SHORT EXERCISE ▸ Starting at the first line of the listing below, retype each line up to and including the one that contains "const BOTTOM = 859". Leave pictures out.

════════════════

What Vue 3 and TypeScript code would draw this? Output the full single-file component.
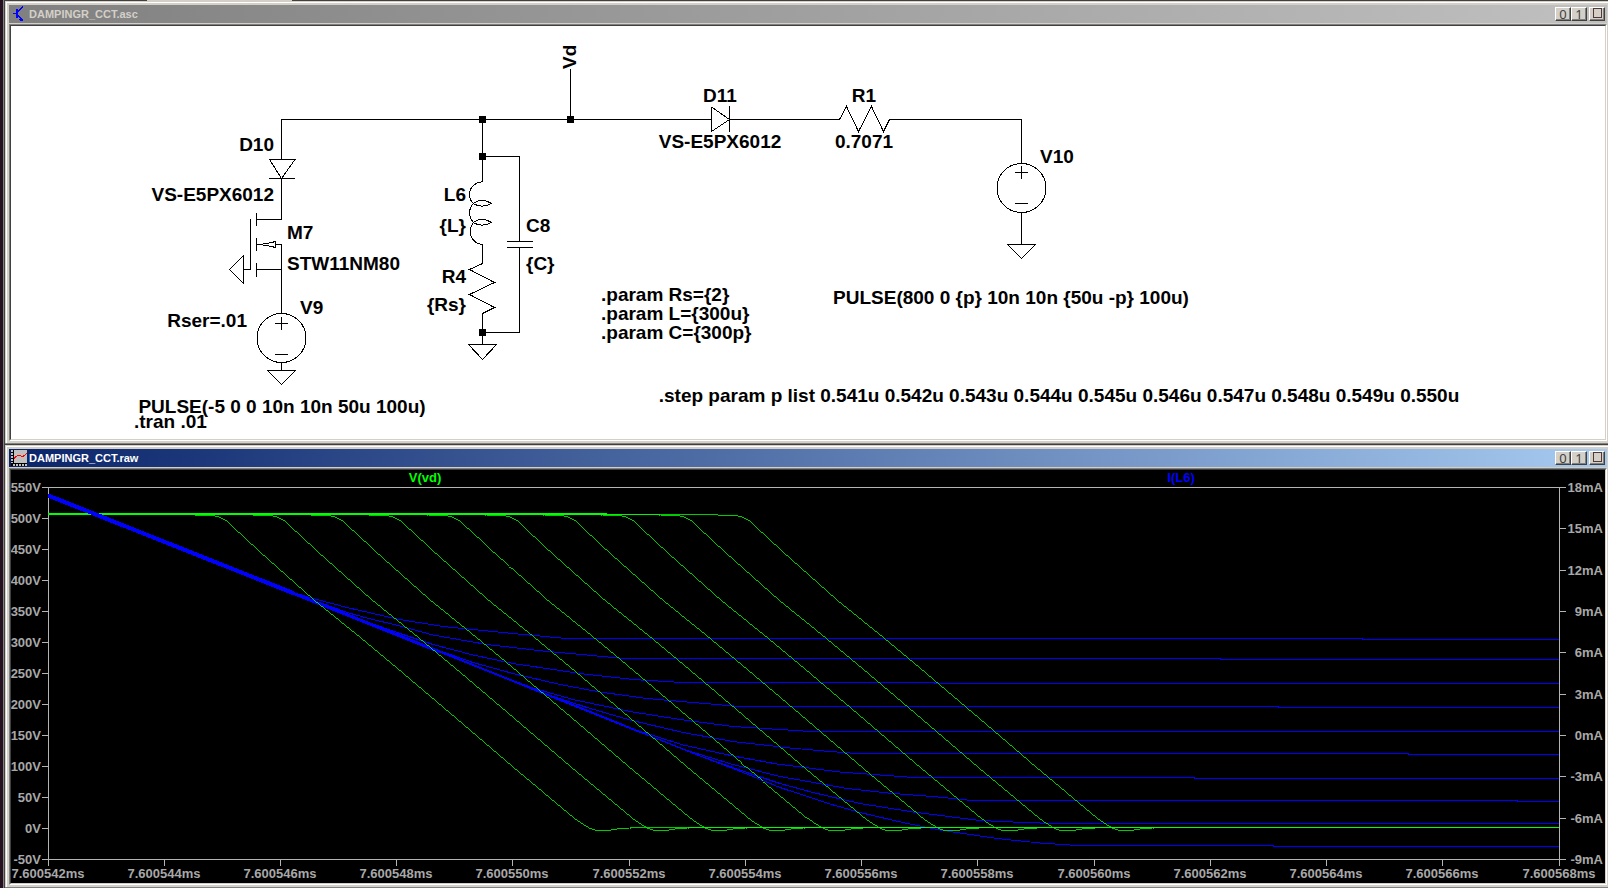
<script setup lang="ts">
type Point = [number, number]
type Anchor = 'start' | 'middle' | 'end'

interface Label {
  text: string
  x: number
  y: number
  anchor: Anchor
}

const labels: Label[] = [
  { text: 'D10', x: 274, y: 151, anchor: 'end' },
  { text: 'VS-E5PX6012', x: 274, y: 201, anchor: 'end' },
  { text: 'M7', x: 287, y: 239, anchor: 'start' },
  { text: 'STW11NM80', x: 287, y: 270, anchor: 'start' },
  { text: 'V9', x: 300, y: 314, anchor: 'start' },
  { text: 'Rser=.01', x: 247, y: 327, anchor: 'end' },
  { text: 'PULSE(-5 0 0 10n 10n 50u 100u)', x: 282, y: 413, anchor: 'middle' },
  { text: '.tran .01', x: 134, y: 428, anchor: 'start' },
  { text: 'D11', x: 720, y: 102, anchor: 'middle' },
  { text: 'VS-E5PX6012', x: 720, y: 148, anchor: 'middle' },
  { text: 'L6', x: 466, y: 201, anchor: 'end' },
  { text: '{L}', x: 466, y: 232, anchor: 'end' },
  { text: 'C8', x: 526, y: 232, anchor: 'start' },
  { text: '{C}', x: 526, y: 270, anchor: 'start' },
  { text: 'R4', x: 466, y: 283, anchor: 'end' },
  { text: '{Rs}', x: 466, y: 311, anchor: 'end' },
  { text: '.param Rs={2}', x: 601, y: 301, anchor: 'start' },
  { text: '.param L={300u}', x: 601, y: 320, anchor: 'start' },
  { text: '.param C={300p}', x: 601, y: 339, anchor: 'start' },
  { text: 'R1', x: 864, y: 102, anchor: 'middle' },
  { text: '0.7071', x: 864, y: 148, anchor: 'middle' },
  { text: 'V10', x: 1040, y: 163, anchor: 'start' },
  { text: 'PULSE(800 0 {p} 10n 10n {50u -p} 100u)', x: 1011, y: 304, anchor: 'middle' },
  {
    text: '.step param p list 0.541u 0.542u 0.543u 0.544u 0.545u 0.546u 0.547u 0.548u 0.549u 0.550u',
    x: 1059,
    y: 402,
    anchor: 'middle',
  },
]

const junctions: Point[] = [
  [479, 116],
  [567, 116],
  [479, 153],
  [479, 329],
]

const LEFT = 48
const RIGHT = 1559
const TOP = 487
const BOTTOM = 859

const voltTicks = Array.from({ length: 13 }, (_, i) => ({ text: `${550 - 50 * i}V`, y: TOP + 31 * i }))
const ampTicks = Array.from({ length: 10 }, (_, i) => ({
  text: `${18 - 3 * i}mA`,
  y: Math.round(TOP + ((BOTTOM - TOP) * i) / 9),
}))
const timeTicks = Array.from({ length: 14 }, (_, i) => ({
  text: `7.6005${42 + 2 * i}ms`,
  x: Math.floor(LEFT + ((RIGHT - LEFT) * i) / 13),
}))

const toPoints = (pts: Point[]) => pts.map(([x, y]) => `${x.toFixed(1)},${y}`).join(' ')

const fall: Point[] = [
  [195, 514.5], [196, 515.5], [213, 515.5], [219, 517], [227, 521], [234, 528], [244, 537], [260, 552],
  [278, 568], [314, 600], [361, 638], [397, 668], [450, 713], [513, 767], [574, 818], [581, 823],
  [590, 828.5], [596, 830.5], [608, 830.5], [617, 829], [629, 828.5], [630, 827.5],
]
const stepShift = (RIGHT - LEFT) / 26
const voltTraces = Array.from({ length: 10 }, (_, k) =>
  toPoints([
    [LEFT, 514.5],
    ...fall.map(([x, y]): Point => [x + k * stepShift, y]),
    [RIGHT, 827.5],
  ]),
)

const ampTraces = ([
  [[280, 588], [293, 592.5], [317, 599.5], [347, 607.5], [397, 619], [443, 626.5], [513, 633.5], [566, 638.5], [1362, 638.5], [1363, 639.5], [RIGHT, 639.5]],
  [[300, 596], [317, 601.5], [347, 612.5], [367, 618], [400, 626], [433, 635], [487, 644.5], [543, 651], [587, 655], [623, 658.5], [1220, 658.5], [1221, 659.5], [RIGHT, 659.5]],
  [[340, 612], [370, 623], [400, 633.5], [433, 644.5], [473, 655], [513, 663.5], [580, 673.5], [633, 679.5], [682, 682.5], [934, 682.5], [935, 683.5], [RIGHT, 683.5]],
  [[400, 636], [443, 652], [473, 662.5], [513, 673.5], [560, 684.5], [600, 692], [647, 698.5], [693, 702.5], [740, 706.5], [1278, 706.5], [1279, 707.5], [RIGHT, 707.5]],
  [[440, 652], [513, 680.5], [533, 688], [573, 699.5], [630, 711.5], [680, 719.5], [733, 726.5], [780, 729.5], [811, 731.5], [RIGHT, 731.5]],
  [[500, 676], [540, 692], [587, 707.5], [630, 720], [683, 732.5], [733, 741.5], [790, 748], [830, 751.5], [857, 753.5], [1408, 753.5], [1409, 754.5], [RIGHT, 754.5]],
  [[580, 708], [633, 729], [683, 745], [733, 756], [777, 764], [840, 772], [880, 775], [914, 777.5], [1194, 777.5], [1195, 778.5], [RIGHT, 778.5]],
  [[620, 724], [687, 750.5], [733, 764.5], [780, 776.5], [847, 788.5], [893, 793.5], [933, 796.5], [972, 800.5], [1517, 800.5], [1518, 801.5], [RIGHT, 801.5]],
  [[640, 732], [700, 756], [750, 773.5], [780, 783.5], [813, 792.5], [860, 803.5], [913, 812], [980, 820.5], [1013, 822], [1053, 823.5], [RIGHT, 823.5]],
  [[640, 732], [700, 756], [737, 770], [780, 787.5], [830, 804], [860, 812.5], [907, 823.5], [940, 830], [997, 838.5], [1040, 843], [1078, 845.5], [1273, 845.5], [1274, 846.5], [RIGHT, 846.5]],
] as Point[][]).map(toPoints)

const windowButtons = ['0', '1']
</script>

<template>
  <main class="workspace">
    <section class="window">
      <header class="title-bar inactive">
        <svg class="title-icon" viewBox="0 0 16 16" shape-rendering="crispEdges" aria-hidden="true">
          <path d="M2 7.5h3M7 5.5l5-5M7 9.5l5 5" class="transistor" />
          <path d="M5 3h2v9h-2zM9 13v-1h2v1h1v2h-3v-1h-1v-1z" fill="#0000ff" />
        </svg>
        <h1 class="title">DAMPINGR_CCT.asc</h1>
        <div class="controls">
          <button v-for="b in windowButtons" :key="b" type="button">{{ b }}</button>
          <button type="button" class="close" aria-label="Close"><span class="box"></span></button>
        </div>
      </header>
      <div class="client">
        <svg class="canvas schematic" viewBox="11 26 1594 413" role="img" aria-label="Circuit schematic">
          <g class="wires">
            <path d="M281.5 159.5V119.5H711.5M570.5 69V119.5M729.5 119.5H839.5l7-13l12 25l13-25l12 25l6-12H1021.5V163.5" />
            <path d="M269 159.5H295L281.5 178.5L269.5 159.5M269 178.5H295M281.5 178.5V219.5H256.5M256.5 213V226" />
            <path d="M250.5 219V269.5H243.5M256.5 238V251M256.5 263V277M256.5 269.5H281.5" />
            <path d="M256.5 244.5H260L271.5 242.5L275.5 241.5V247.5L271.5 246.5L260 244.5M275.5 244.5H281.5V313" />
            <path d="M243.5 255.5V283.5L229.5 269.5Z" />
            <circle cx="281.5" cy="338" r="24.5" />
            <path d="M275 323.5H288M281.5 317V330M275 354.5H288M281.5 362V370.5M267.5 370.5H295.5L281.5 384.5Z" />
            <path d="M482.5 119.5V181.5C467 184 467 198 474 204Q482 208.500 491.500 203.500Q482 197.500 474 203C468 209 468 217 474 223Q482 227.500 491.500 222.500Q482 216.500 474 222C467 230 470 243 482.5 244.500V263.500l-13 6l25 13l-25 12l25 13l-12 6V344.500" />
            <path d="M468.5 344.5H496.5L482.5 359.5Z" />
            <path d="M482.5 156.5H519.5V241.5M507 241.5H533M507 247.5H533M519.5 247.5V332.5H482.5" />
            <path d="M711.5 107V131.5L729.5 119.5L711.5 107M729.5 106V132" />
            <circle cx="1021.5" cy="188" r="24.5" />
            <path d="M1015 172.5H1028M1021.5 166V179M1015 203.5H1028M1021.5 212V244.5M1007.5 244.5H1035.5L1021.5 258.5Z" />
          </g>
          <rect v-for="([x, y], i) in junctions" :key="i" :x="x" :y="y" width="7" height="7" />
          <text v-for="(l, i) in labels" :key="i" :x="l.x" :y="l.y" :text-anchor="l.anchor">{{ l.text }}</text>
          <text transform="translate(576 69) rotate(-90)">Vd</text>
        </svg>
      </div>
    </section>

    <section class="window">
      <header class="title-bar active">
        <svg class="title-icon" viewBox="0 0 16 16" shape-rendering="crispEdges" aria-hidden="true">
          <rect width="16" height="16" fill="#000000" />
          <rect x="3" width="13" height="13" fill="#c0c0c0" />
          <path d="M1 0V13M2 14.500H16" class="ruler" />
          <path d="M3 8.500L7 5L12 6.500L16 3.500" class="curve" />
        </svg>
        <h1 class="title">DAMPINGR_CCT.raw</h1>
        <div class="controls">
          <button v-for="b in windowButtons" :key="b" type="button">{{ b }}</button>
          <button type="button" class="close" aria-label="Close"><span class="box"></span></button>
        </div>
      </header>
      <div class="client">
        <svg class="canvas plot" viewBox="11 470 1594 413" role="img" aria-label="Waveform plot">
          <g class="axes">
            <rect x="48.5" y="487.5" width="1511" height="372" />
            <path v-for="t in voltTicks" :key="t.text" :d="`M42 ${t.y + 0.5}h7`" />
            <path v-for="t in ampTicks" :key="t.text" :d="`M1559 ${t.y + 0.5}h7`" />
            <path v-for="t in timeTicks" :key="t.text" :d="`M${t.x + 0.5} 859v7`" />
          </g>
          <g class="amps">
            <polyline v-for="(p, i) in ampTraces" :key="i" :points="p" />
            <path d="M48 495.500L293 593" class="w4" />
            <path d="M290 592L400 636L440 652" class="w3" />
            <path d="M438 651L513 681L640 732" class="w2" />
          </g>
          <g class="volts">
            <polyline v-for="(p, i) in voltTraces" :key="i" :points="p" />
            <path d="M48 514H607" class="w2" />
          </g>
          <path d="M48 495.500L110 520" class="overlap" />
          <text v-for="t in voltTicks" :key="t.text" x="41" :y="t.y + 5" text-anchor="end">{{ t.text }}</text>
          <text v-for="t in ampTicks" :key="t.text" x="1603" :y="t.y + 5" text-anchor="end">{{ t.text }}</text>
          <text v-for="t in timeTicks" :key="t.text" :x="t.x" y="878" text-anchor="middle">{{ t.text }}</text>
          <text x="425" y="482" text-anchor="middle" class="volt-name">V(vd)</text>
          <text x="1181" y="482" text-anchor="middle" class="amp-name">I(L6)</text>
        </svg>
      </div>
    </section>
  </main>
</template>

<style>
html,
body {
  margin: 0;
  background: #24101f;
}
</style>

<style scoped>
.workspace {
  display: flex;
  flex-direction: column;
  gap: 1px;
  margin-left: 3px;
  padding: 1px 0 0 1px;
  border-left: 1px solid #808080;
  background: linear-gradient(#d4d0c8, #d4d0c8) 143px 0 / 145px 1px no-repeat #404040;
  font-family: "Liberation Sans", Arial, sans-serif;
}

.window {
  padding: 4px 1px 2px 4px;
  border-bottom: 1px solid #808080;
  background: #d4d0c8;
  box-shadow: inset 1px 1px 0 #d4d0c8, inset 2px 2px 0 #ffffff;
}

.title-bar {
  display: flex;
  align-items: center;
  height: 18px;
  margin-bottom: 1px;
  padding: 0 2px;
}

.inactive {
  background: linear-gradient(to right, #808080, #c0c0c0);
  color: #d4d0c8;
}

.active {
  background: linear-gradient(to right, #0a246a, #a6caf0);
  color: #ffffff;
}

.title-icon {
  width: 16px;
  height: 16px;
  margin-right: 2px;
}

.transistor {
  fill: none;
  stroke: #0000ff;
  stroke-width: 1;
}

.ruler {
  fill: none;
  stroke: #c0c0c0;
  stroke-width: 2;
  stroke-dasharray: 2 1;
}

.curve {
  fill: none;
  stroke: #ff0000;
  stroke-width: 1;
}

.title {
  flex: 1;
  margin: 0;
  font-size: 11px;
  line-height: 18px;
  font-weight: bold;
}

.controls {
  display: flex;
}

.controls button {
  display: flex;
  justify-content: center;
  align-items: center;
  width: 16px;
  height: 14px;
  padding: 0;
  border: 1px solid;
  border-color: #ffffff #404040 #404040 #ffffff;
  box-shadow: inset -1px -1px 0 #808080;
  background: #d4d0c8;
  color: #404040;
  font-family: "Noto Sans", sans-serif;
  font-size: 13px;
  line-height: 12px;
}

.controls .close {
  align-items: flex-start;
  margin-left: 2px;
}

.box {
  width: 7px;
  height: 8px;
  border: 1px solid #503838;
}

.client {
  border: 1px solid;
  border-color: #808080 #ffffff #ffffff #808080;
}

.canvas {
  display: block;
  box-sizing: border-box;
  width: 100%;
  height: auto;
  border: 1px solid;
  border-color: #404040 #d4d0c8 #d4d0c8 #404040;
  font-weight: bold;
}

.schematic {
  background: #ffffff;
  font-size: 19px;
}

.wires {
  fill: none;
  stroke: #000000;
  stroke-width: 1;
  shape-rendering: crispEdges;
}

.plot {
  background: #000000;
  font-size: 13px;
  fill: #a8a8a8;
}

.axes,
.volts,
.amps,
.overlap {
  fill: none;
  stroke-width: 1;
  shape-rendering: crispEdges;
}

.axes {
  stroke: #b4b4b4;
}

.volts {
  stroke: #00ff00;
}

.volts polyline {
  stroke-width: 0.8;
}

.amps {
  stroke: #0000ff;
}

.overlap {
  stroke: #0000ff;
  stroke-width: 4;
}

.w4 {
  stroke-width: 4;
}

.w3 {
  stroke-width: 3;
}

.w2 {
  stroke-width: 2;
}

.volt-name {
  fill: #00ff00;
}

.amp-name {
  fill: #0000ff;
}
</style>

════════════════

RESPONSE ▸
What Vue 3 and TypeScript code would draw this? Output the full single-file component.
<script setup lang="ts">
type Point = [number, number]
type Anchor = 'start' | 'middle' | 'end'

interface Label {
  text: string
  x: number
  y: number
  anchor: Anchor
}

const labels: Label[] = [
  { text: 'D10', x: 274, y: 151, anchor: 'end' },
  { text: 'VS-E5PX6012', x: 274, y: 201, anchor: 'end' },
  { text: 'M7', x: 287, y: 239, anchor: 'start' },
  { text: 'STW11NM80', x: 287, y: 270, anchor: 'start' },
  { text: 'V9', x: 300, y: 314, anchor: 'start' },
  { text: 'Rser=.01', x: 247, y: 327, anchor: 'end' },
  { text: 'PULSE(-5 0 0 10n 10n 50u 100u)', x: 282, y: 413, anchor: 'middle' },
  { text: '.tran .01', x: 134, y: 428, anchor: 'start' },
  { text: 'D11', x: 720, y: 102, anchor: 'middle' },
  { text: 'VS-E5PX6012', x: 720, y: 148, anchor: 'middle' },
  { text: 'L6', x: 466, y: 201, anchor: 'end' },
  { text: '{L}', x: 466, y: 232, anchor: 'end' },
  { text: 'C8', x: 526, y: 232, anchor: 'start' },
  { text: '{C}', x: 526, y: 270, anchor: 'start' },
  { text: 'R4', x: 466, y: 283, anchor: 'end' },
  { text: '{Rs}', x: 466, y: 311, anchor: 'end' },
  { text: '.param Rs={2}', x: 601, y: 301, anchor: 'start' },
  { text: '.param L={300u}', x: 601, y: 320, anchor: 'start' },
  { text: '.param C={300p}', x: 601, y: 339, anchor: 'start' },
  { text: 'R1', x: 864, y: 102, anchor: 'middle' },
  { text: '0.7071', x: 864, y: 148, anchor: 'middle' },
  { text: 'V10', x: 1040, y: 163, anchor: 'start' },
  { text: 'PULSE(800 0 {p} 10n 10n {50u -p} 100u)', x: 1011, y: 304, anchor: 'middle' },
  {
    text: '.step param p list 0.541u 0.542u 0.543u 0.544u 0.545u 0.546u 0.547u 0.548u 0.549u 0.550u',
    x: 1059,
    y: 402,
    anchor: 'middle',
  },
]

const junctions: Point[] = [
  [479, 116],
  [567, 116],
  [479, 153],
  [479, 329],
]

const LEFT = 48
const RIGHT = 1559
const TOP = 487
const BOTTOM = 859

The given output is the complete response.